Israel’s proposed judicial reforms and political instability risks affecting foreign direct investment (FDI) and harm the credit rating of a country whose tech success has gained it a name as a ‘start-up nation’, says new research by the Israel Democracy Institute (IDI), an independent research centre dedicated to strengthening the country’s democracy.

Israel’s new government — finally elected after four stalemate episodes and lead once again by Benjamin Netanyahu — introduced a judicial reform package in January that critics say will erase almost all checks on government power.


This package “may damage the country’s credit rating and the confidence of investors in it, and therefore may lead to damage to foreign investments”, the IDI warned in a January 22 research paper.

The country’s FDI attractiveness is often tied to its image and relative volatility.

“Israel is still far from countries like Hungary and Poland,” write the paper’s authors — among them ex-central bank governor Karnit Flug — “but it is important to understand that there is a connection between … the judiciary’s ability to review the government and investors’ confidence.”

Indeed, S&P’s global ratings director Maxim Rybnikov told Reuters this month that weakening Israel’s existing checks and balances “could in the future present downside risks to the ratings”.

Microsoft wades into AI

Microsoft announced a new “multi-year, multi-billion dollar” investment round to strengthen its existing partnership with OpenAI, the company behind the explosively popular chatbot ChatGPT. 


The partnership with OpenAI, which remains a capped-profit company and is governed by the OpenAI non-profit, “enables each of us to independently commercialise the resulting advanced artificial intelligence technologies”, Microsoft said in a statement on January 23. 

OpenAI struck a first partnership with Microsoft in 2016, when it started running most of its large-scale experiments on Microsoft Azure.
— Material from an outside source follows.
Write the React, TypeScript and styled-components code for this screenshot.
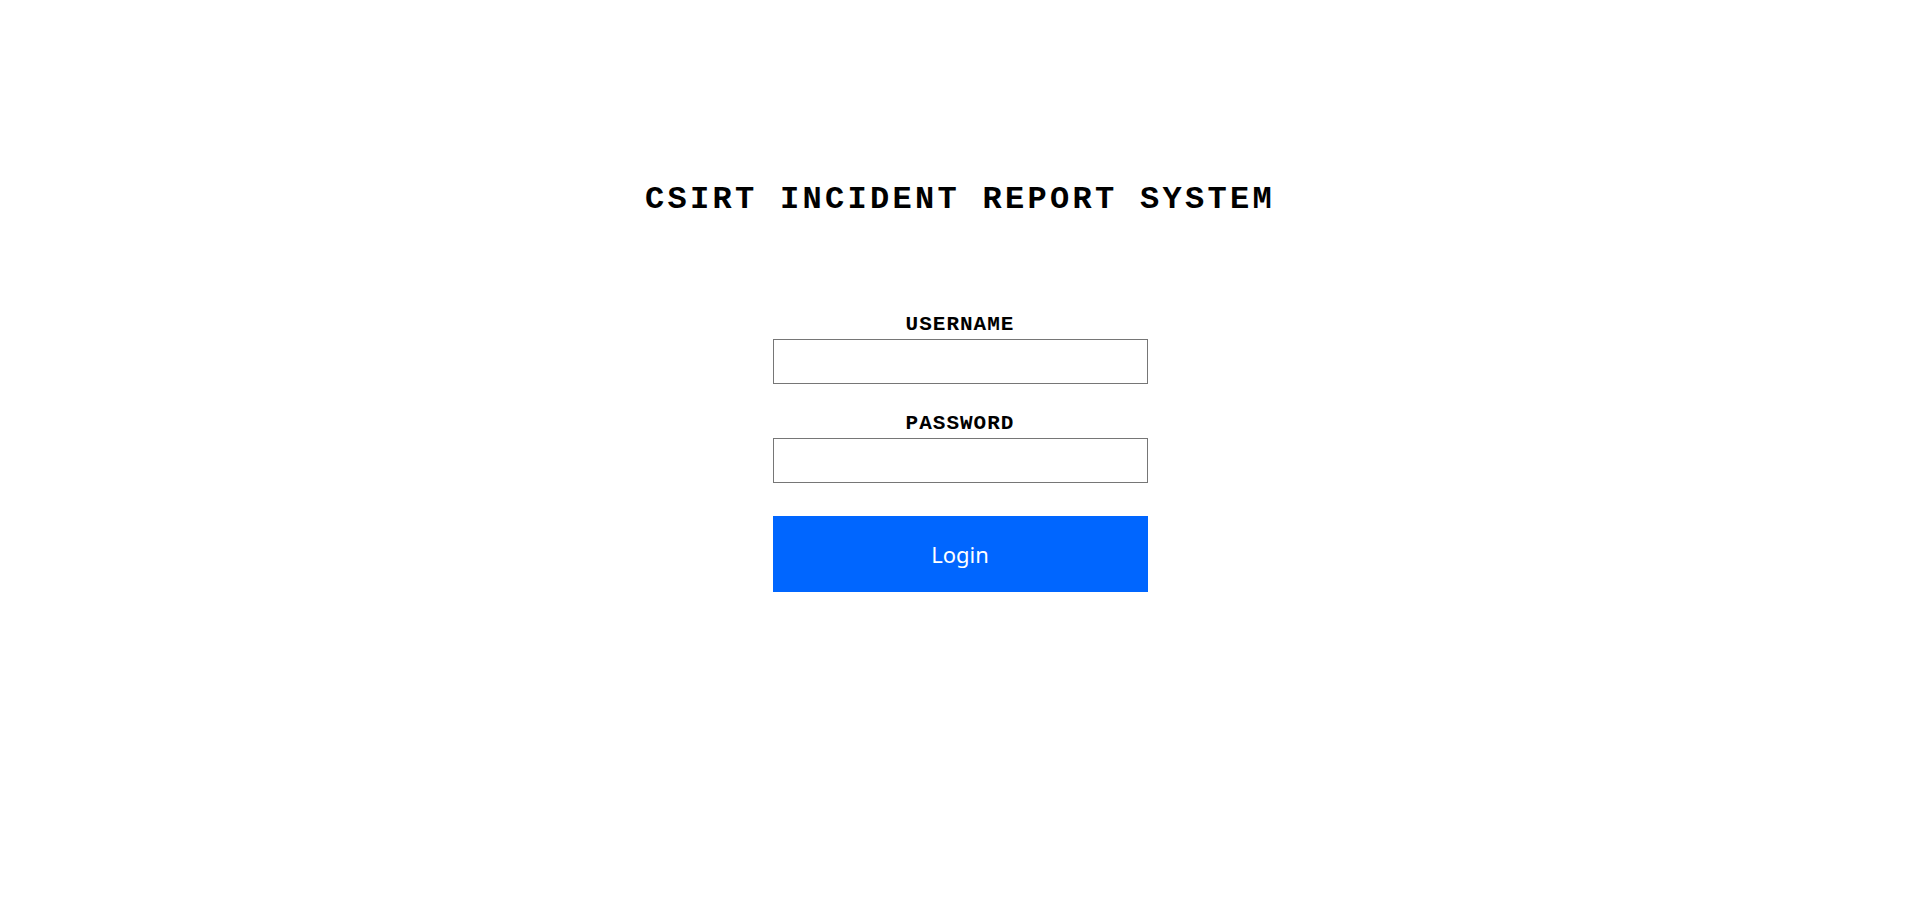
import * as React from 'react';
import styled, { createGlobalStyle } from 'styled-components';

// ------------------------------------
// Global
// ------------------------------------

const GlobalStyle = createGlobalStyle`
  html, body {
    margin: 0;
    padding: 0;
    background: #fff;
  }
`;

// ------------------------------------
// Component
// ------------------------------------

const App = () => (
  <>
    <GlobalStyle />
    <StyledPage>
      <StyledTitle>CSIRT INCIDENT REPORT SYSTEM</StyledTitle>
      <StyledForm onSubmit={(e) => e.preventDefault()}>
        <StyledField>
          <StyledLabel htmlFor="username">USERNAME</StyledLabel>
          <StyledInput id="username" type="text" />
        </StyledField>
        <StyledField $gap={29}>
          <StyledLabel htmlFor="password">PASSWORD</StyledLabel>
          <StyledInput id="password" type="password" />
        </StyledField>
        <StyledButton type="submit">Login</StyledButton>
      </StyledForm>
    </StyledPage>
  </>
);

export default App;

// ------------------------------------
// Styles
// ------------------------------------

const StyledPage = styled.div`
  min-height: 100vh;
  box-sizing: border-box;
  display: flex;
  flex-direction: column;
  align-items: center;
  padding-top: 184px;
`;

const StyledTitle = styled.h1`
  margin: 0;
  font-family: 'Courier New', 'Liberation Mono', monospace;
  font-weight: bold;
  font-size: 32px;
  line-height: 32px;
  letter-spacing: 3.3px;
  color: #000;
`;

const StyledForm = styled.form`
  width: 375px;
  margin-top: 98px;
  display: flex;
  flex-direction: column;
`;

const StyledField = styled.div<{ $gap?: number }>`
  display: flex;
  flex-direction: column;
  gap: 4px;
  margin-top: ${(p) => p.$gap ?? 0}px;
`;

const StyledLabel = styled.label`
  text-align: center;
  font-family: 'Courier New', 'Liberation Mono', monospace;
  font-weight: bold;
  font-size: 21px;
  line-height: 21px;
  letter-spacing: 1px;
  color: #000;
`;

const StyledInput = styled.input`
  box-sizing: border-box;
  width: 100%;
  height: 45px;
  margin: 0;
  padding: 0 8px;
  border: 1px solid #767676;
  border-radius: 0;
  font-size: 16px;
  outline: none;
`;

const StyledButton = styled.button`
  margin-top: 33px;
  height: 76px;
  width: 100%;
  border: none;
  border-radius: 0;
  background: #0066ff;
  color: #fff;
  font-family: 'Noto Sans', 'Open Sans', sans-serif;
  font-size: 22px;
  cursor: pointer;
`;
In 2019, it invested $1bn in OpenAI “to support ... building artificial general intelligence with widely distributed economic benefits”.

The announcement comes as Microsoft and other tech companies lay off thousands of employees

NTT bets on a digital India

Japan’s Nippon Telegraph and Telephone (NTT) has committed to investing $500m annually in the development of its Indian operations over the next few years, betting on the continued strength of the country’s digital economy.

NTT’s fresh push in India includes nine new data centres and landing stations for undersea communications cables in Mumbai and Chennai, Nikkei Asia reported on January 20, adding that the company considers India its most important market. 

The plans — which coincide with pledges from Microsoft and Amazon’s AWS to heavily invest in their data centre operations in India — will double NTT’s load capacity in the country. 

The company invested $2.3bn in India in 2020 and 2021, according to fDi Markets data. In 2017, its erstwhile partner Tata Sons paid NTT $1.2bn to settle an arbitration award over a dissolved telecom joint venture between the two companies.